Mostly AI fits model training. You need synthetic data that preserves the statistical properties of real data well enough to train models that generalize to production. The fidelity metrics tell you exactly how much accuracy you lose by training on synthetic data.
Tonic fits development environments. You need realistic data for development and testing that behaves like production without containing production PII. The database integration makes the workflow automated and the referential integrity preserves testing validity.
Decision Framework
Use Gretel when privacy is the primary concern, you need developer-friendly APIs, and you want built-in privacy evaluation. Best for data sharing, analytics on sensitive data, and teams that need PII detection alongside synthetic generation.

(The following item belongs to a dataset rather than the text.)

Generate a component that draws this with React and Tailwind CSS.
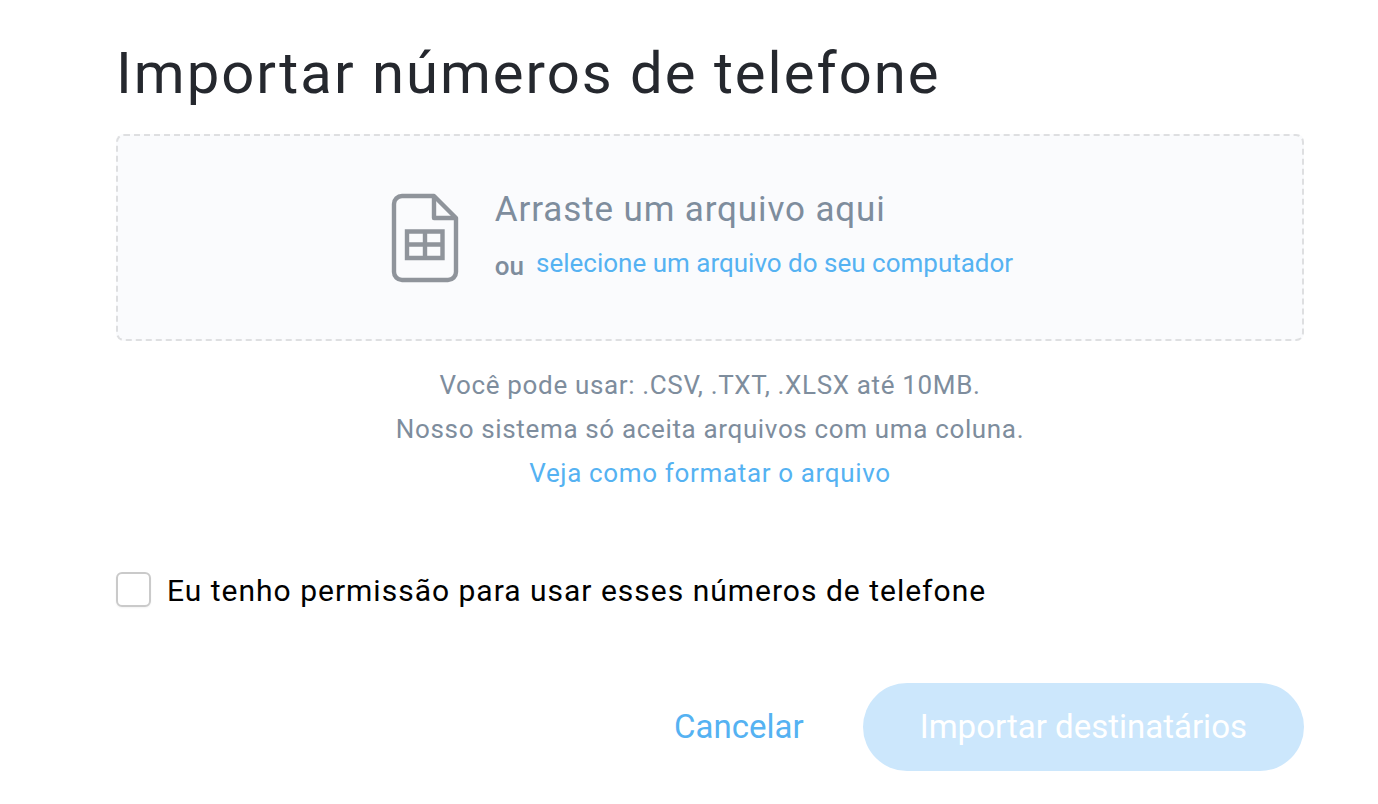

Use Mostly AI when fidelity is the primary concern, you need synthetic data for model training, and your data has relational structure that must be preserved. Best for ML teams that need the most statistically accurate synthetic data and can accept the enterprise pricing model.
Use Tonic when the use case is development and testing environments, you need to transform production data rather than generate from scratch, and database integration is important. Best for engineering teams that want realistic test data without managing production data in non-production environments.
The wrong approach is treating synthetic data as a drop-in replacement for real data without evaluating the quality. Every synthetic dataset has fidelity gaps — statistical properties that are not accurately reproduced. Before using synthetic data for any critical purpose, run the evaluation metrics and verify that the gaps do not affect your use case.